Giving yourself endurance in a family law dispute: Part I
We have previously written that divorce is often difficult emotionally, physically and financially. A major reason for this is that divorce (or any family law dispute) can leave you in a near-constant state of stress, worry and anger.
Say, for instance, that your divorce or child custody dispute takes 18 months to finalize. For many people, that would mean 18 months of near-constant stress and all the psychosomatic symptoms that come with it. The human body is not designed to handle adrenaline and other stress-related hormones for more than a few minutes at a time, much less for a year and a half. Finding a way to cope doesn’t merely make your divorce easier – it makes it survivable.
So how can you let go of an issue that can be deeply emotional, painful and distracting? How do you go on living the rest of your life during such a difficult time? While there may be no perfect solution, some advice columns recommend finding ways to set limits for yourself.
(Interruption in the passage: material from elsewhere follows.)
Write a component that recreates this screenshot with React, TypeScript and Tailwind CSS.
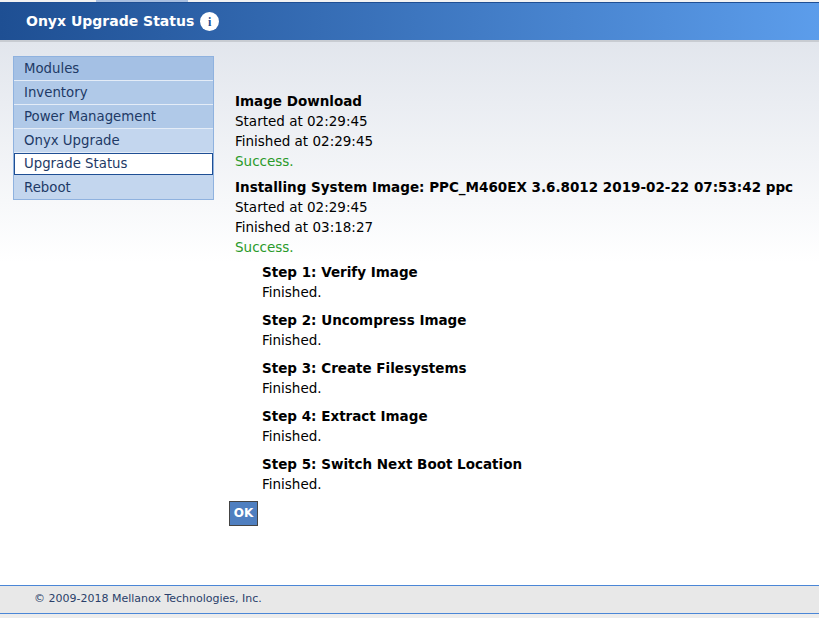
export default function App() {
  const menu = ["Modules", "Inventory", "Power Management", "Onyx Upgrade", "Upgrade Status", "Reboot"]
  const steps = ["Verify Image", "Uncompress Image", "Create Filesystems", "Extract Image", "Switch Next Boot Location"]
  return (
    <div className="w-[819px] h-[632px] bg-white text-[13px] text-black" style={{ fontFamily: '"DejaVu Sans", Verdana, sans-serif' }}>
      <div className="h-[3px] bg-[#f2f2f2] border-b border-[#1f4f94] flex">
        <div className="ml-[96px] w-[92px] bg-[#a9bfe0]" />
      </div>
      <div className="h-[37px] bg-gradient-to-r from-[#1e4f93] to-[#5c9deb] flex items-center pl-[26px] gap-[6px]">
        <span className="text-white font-bold text-[14px]">Onyx Upgrade Status</span>
        <span className="w-[19px] h-[19px] rounded-full bg-white text-[#1e4f93] flex items-center justify-center text-[12px] font-bold" style={{ fontFamily: '"Liberation Serif", serif' }}>i</span>
      </div>
      <div className="h-[2px] bg-[#c8ccd2]" />
      <div className="h-[543px] flex" style={{ backgroundImage: "linear-gradient(#e2e6ed, #ffffff 220px)" }}>
        <div className="ml-[13px] mt-[14px] w-[201px] self-start border border-[#8fb2df] bg-[#c3d6ee] text-[13.3px]">
          {menu.map((m, i) =>
            m === "Upgrade Status" ? (
              <div key={m} className="h-[22px] bg-white border border-[#1f4f94] text-[#1e3a66] pl-[9px] flex items-center">{m}</div>
            ) : (
              <div key={m} className={`h-[24px] pl-[10px] pt-[1px] flex items-center text-[#1e3a66] ${i < 5 ? "border-b border-[#e4ecf7]" : ""} ${i === 0 ? "bg-[#a4c0e4]" : i < 3 ? "bg-[#b0c9e8]" : "bg-[#c3d6ee]"}`}>{m}</div>
            )
          )}
        </div>
        <div className="ml-[21px] mt-[49px] leading-[20px] text-[13.5px]">
          <div className="font-bold">Image Download</div>
          <div>Started at 02:29:45</div>
          <div>Finished at 02:29:45</div>
          <div className="text-[#2a9a2a]">Success.</div>
          <div className="font-bold mt-[6px]">Installing System Image: PPC_M460EX 3.6.8012 2019-02-22 07:53:42 ppc</div>
          <div>Started at 02:29:45</div>
          <div>Finished at 03:18:27</div>
          <div className="text-[#2a9a2a]">Success.</div>
          <div className="pl-[27px] mt-[5px]">
            {steps.map((s, i) => (
              <div key={s} className="mb-[8px]">
                <div className="font-bold">Step {i + 1}: {s}</div>
                <div>Finished.</div>
              </div>
            ))}
          </div>
          <button className="-ml-[6px] -mt-[3px] w-[29px] h-[25px] bg-[#4f7fc0] border border-[#444] text-white font-bold text-[12px]">OK</button>
        </div>
      </div>
      <div className="h-[29px] bg-[#e8e8e8] border-t border-b border-[#4a86d6] flex items-center pl-[34px] text-[11px] text-[#2a3f6a]">
        © 2009-2018 Mellanox Technologies, Inc.
      </div>
      <div className="h-[4px] bg-[#ececec]" />
    </div>
  )
}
Once you have found an attorney and have begun the process, you may find yourself bombarded at all times of day and night by nasty emails from your ex or news that stresses you out. The worry over when bad news is coming is often as bad as or worse than the news itself.
Perhaps the best thing to do, then, is to set very clear limits with yourself about how much time you will devote to the family law dispute each day and when you will devote that time. Maybe you decide that you’ll only handle divorce-related email and correspondence for an hour in the morning and make any phone calls for an hour in the afternoon. Outside of that time, you won’t allow yourself to focus on the divorce or spend time worrying about the “what-ifs.” The only caveat to this rule would be responding to time-sensitive messages or inquiries from your attorney.
You could also set limits with yourself on who you talk to about divorce and how often you have those conversations. Social support is important. But it is also important to have social support that is unrelated to the divorce. You may find it helpful to discuss the family law dispute with certain friends/family, while not discussing it with others. This will also help remind you to stick to the daily time limits mentioned above.